Remix.run Logo
stitched2gethr 2 days ago

This contains some specific data with pretty graphs: https://youtu.be/tbDDYKRFjhk?t=623

But if you do professional development and use something like Claude Code (the current standard, IMO) you'll quickly get a handle on what it's good at and what it isn't. I think it took me about 3-4 weeks of working with it at an overall 0x gain to realize what it's going to help me with and what it will make take longer.

MontyCarloHall 2 days ago | parent [-]

This is a great conference talk, thanks for sharing!

To summarize, the authors enlisted a panel of expert developers to review the quality of various pull requests, in terms of architecture, readability, maintainability, etc. (see 8:27 in the video for a partial list of criteria), and then somehow aggregate these criteria into an overall "productivity score." They then trained a model on the judgments of the expert developers, and found that their model had a high correlation with the experts' judgment.

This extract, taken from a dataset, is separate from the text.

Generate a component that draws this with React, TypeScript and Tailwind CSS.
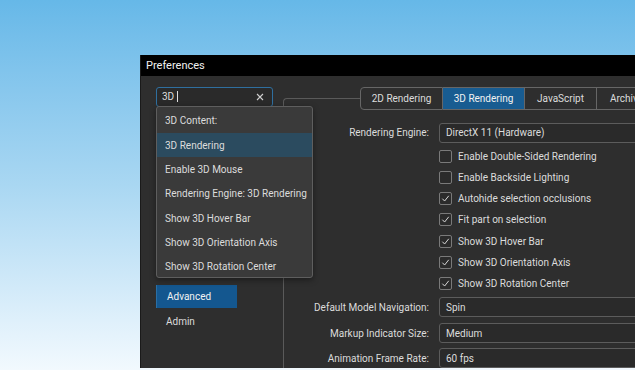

Finally, they applied this model to PRs across thousands of codebases, with knowledge of whether the PR was AI-assisted or not.

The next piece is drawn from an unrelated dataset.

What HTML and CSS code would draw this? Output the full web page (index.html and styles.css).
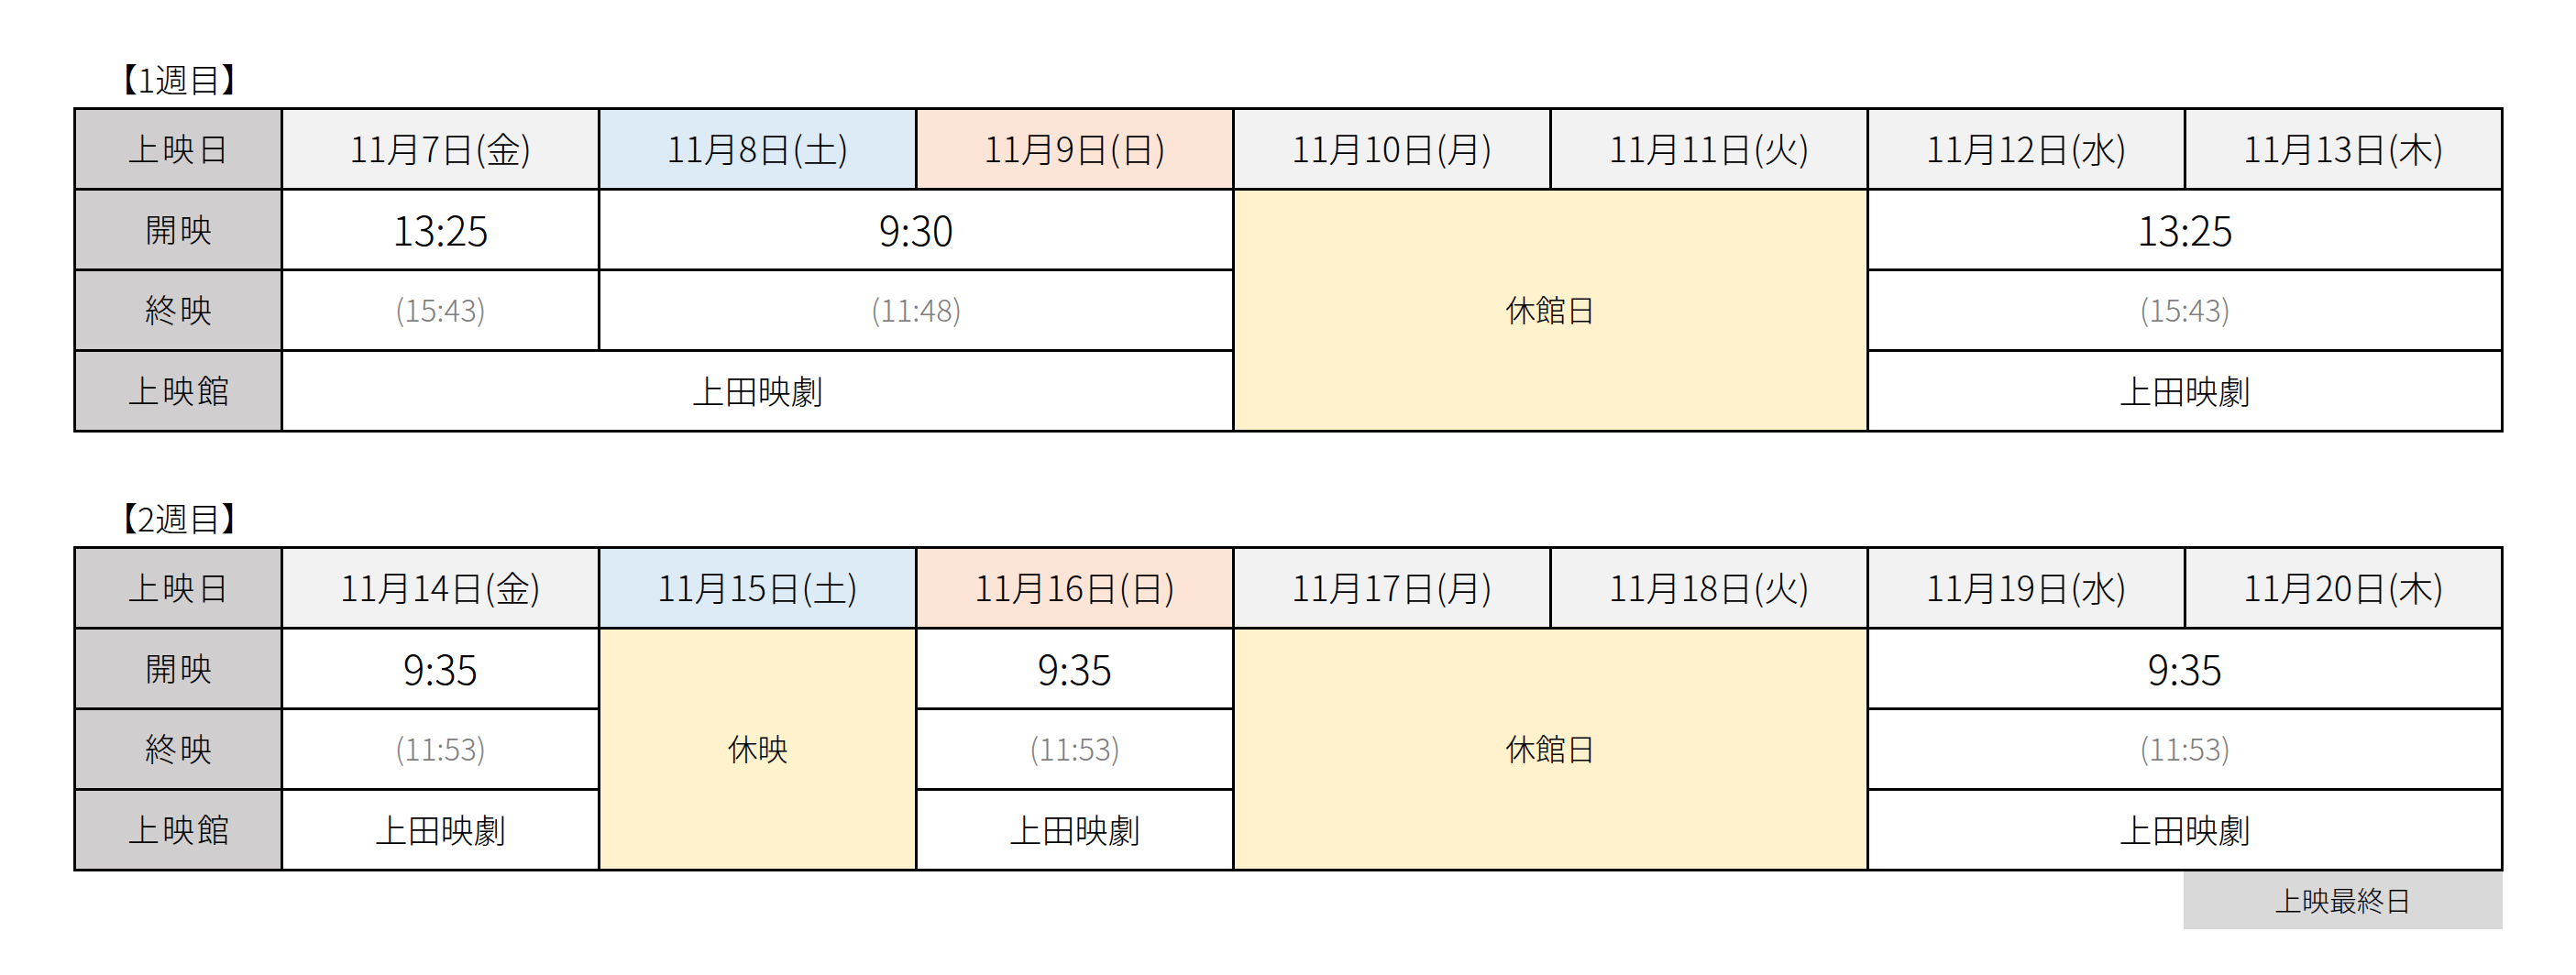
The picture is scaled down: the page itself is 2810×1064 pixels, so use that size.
FILE: index.html
```html
<!DOCTYPE html>
<html lang="ja">
<head>
<meta charset="utf-8">
<title>上映スケジュール</title>
<link rel="stylesheet" href="styles.css">
</head>
<body>
<div class="page">
  <section class="week">
    <h2 class="week-title">【1週目】</h2>
    <div class="sched">
      <div class="cell label">上映日</div>
      <div class="cell day">11月7日(金)</div>
      <div class="cell day sat">11月8日(土)</div>
      <div class="cell day sun">11月9日(日)</div>
      <div class="cell day">11月10日(月)</div>
      <div class="cell day">11月11日(火)</div>
      <div class="cell day">11月12日(水)</div>
      <div class="cell day">11月13日(木)</div>

      <div class="cell label">開映</div>
      <div class="cell start">13:25</div>
      <div class="cell start span2">9:30</div>
      <div class="cell closed span2 rows3">休館日</div>
      <div class="cell start span2">13:25</div>

      <div class="cell label">終映</div>
      <div class="cell end">(15:43)</div>
      <div class="cell end span2">(11:48)</div>
      <div class="cell end span2">(15:43)</div>

      <div class="cell label">上映館</div>
      <div class="cell venue span3">上田映劇</div>
      <div class="cell venue span2">上田映劇</div>
    </div>
  </section>

  <section class="week week2">
    <h2 class="week-title">【2週目】</h2>
    <div class="sched">
      <div class="cell label">上映日</div>
      <div class="cell day">11月14日(金)</div>
      <div class="cell day sat">11月15日(土)</div>
      <div class="cell day sun">11月16日(日)</div>
      <div class="cell day">11月17日(月)</div>
      <div class="cell day">11月18日(火)</div>
      <div class="cell day">11月19日(水)</div>
      <div class="cell day">11月20日(木)</div>

      <div class="cell label">開映</div>
      <div class="cell start">9:35</div>
      <div class="cell closed rows3">休映</div>
      <div class="cell start">9:35</div>
      <div class="cell closed span2 rows3">休館日</div>
      <div class="cell start span2">9:35</div>

      <div class="cell label">終映</div>
      <div class="cell end">(11:53)</div>
      <div class="cell end">(11:53)</div>
      <div class="cell end span2">(11:53)</div>

      <div class="cell label">上映館</div>
      <div class="cell venue">上田映劇</div>
      <div class="cell venue">上田映劇</div>
      <div class="cell venue span2">上田映劇</div>
    </div>
    <div class="legend-row">
      <div class="legend">上映最終日</div>
    </div>
  </section>
</div>
</body>
</html>
```
FILE: styles.css
```css
html, body {
  margin: 0;
  padding: 0;
  background: #ffffff;
}

body {
  font-family: "Noto Sans CJK JP", "Noto Sans", sans-serif;
  font-weight: 300;
  color: #000000;
}

.page {
  padding: 61px 0 0 80px;
}

.week {
  width: 2651px;
}

.week2 {
  margin-top: 68px;
}

.week-title {
  margin: 0 0 8px 0;
  padding-left: 34px;
  font-size: 36px;
  line-height: 48px;
  font-weight: 300;
}

.sched {
  display: grid;
  grid-template-columns: 223px repeat(7, 343px);
  grid-template-rows: repeat(4, 85px);
  gap: 3px;
  padding: 3px;
  background: #000000;
}

.cell {
  display: flex;
  align-items: center;
  justify-content: center;
  padding-bottom: 4px;
  background: #ffffff;
  white-space: nowrap;
}

.span2 { grid-column: span 2; }
.span3 { grid-column: span 3; }
.rows3 { grid-row: span 3; }

.label {
  background: #d0cece;
  font-size: 35px;
  letter-spacing: 3px;
  text-indent: 3px;
}

.day {
  background: #f2f2f2;
  font-size: 38px;
}

.day.sat { background: #ddebf7; }
.day.sun { background: #fce4d6; }

.start {
  font-size: 44px;
}

.end {
  font-size: 33px;
  color: #7f7f7f;
}

.venue {
  font-size: 36px;
}

.closed {
  background: #fff2cc;
  font-size: 33px;
}

.legend-row {
  display: flex;
  justify-content: flex-end;
}

.legend {
  width: 348px;
  height: 63px;
  margin-right: 1px;
  padding-bottom: 3px;
  box-sizing: border-box;
  display: flex;
  align-items: center;
  justify-content: center;
  background: #d9d9d9;
  font-size: 30px;
}
```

They found a 35-40% productivity gain for easy/greenfield tasks, 10-15% for hard/greenfield tasks, 15-20% for easy/brownfield tasks, and 0-10% for hard/brownfield tasks. Most productivity gains went towards "reworked" code, i.e. refactoring of recent code.

All in all, this is a great attempt at rigorously quantifying AI impact. However, I do take one major issue with it. Let's assume that their "productivity score" does indeed capture the overall quality of a PR (big assumption). I'm not sure this measures the overall net positive/negative impact to the codebase. Just because a PR is well-written according to a panel of expert engineers doesn't mean it's valuable to the project as a whole. Plenty of well-written code is utterly superfluous (trivial object setters/getters come to mind). Conversely, code that might appear poorly written to an outsider expert engineer could be essential to the project (the highly optimized C/assembly code of ffmpeg comes to mind, or to use an extreme example, anything from Arthur Whitney). "Reworking" that code to be "better written" would be hugely detrimental, even though the judgment of an outside observer (and an AI trained on it) might conclude that said code is terrible.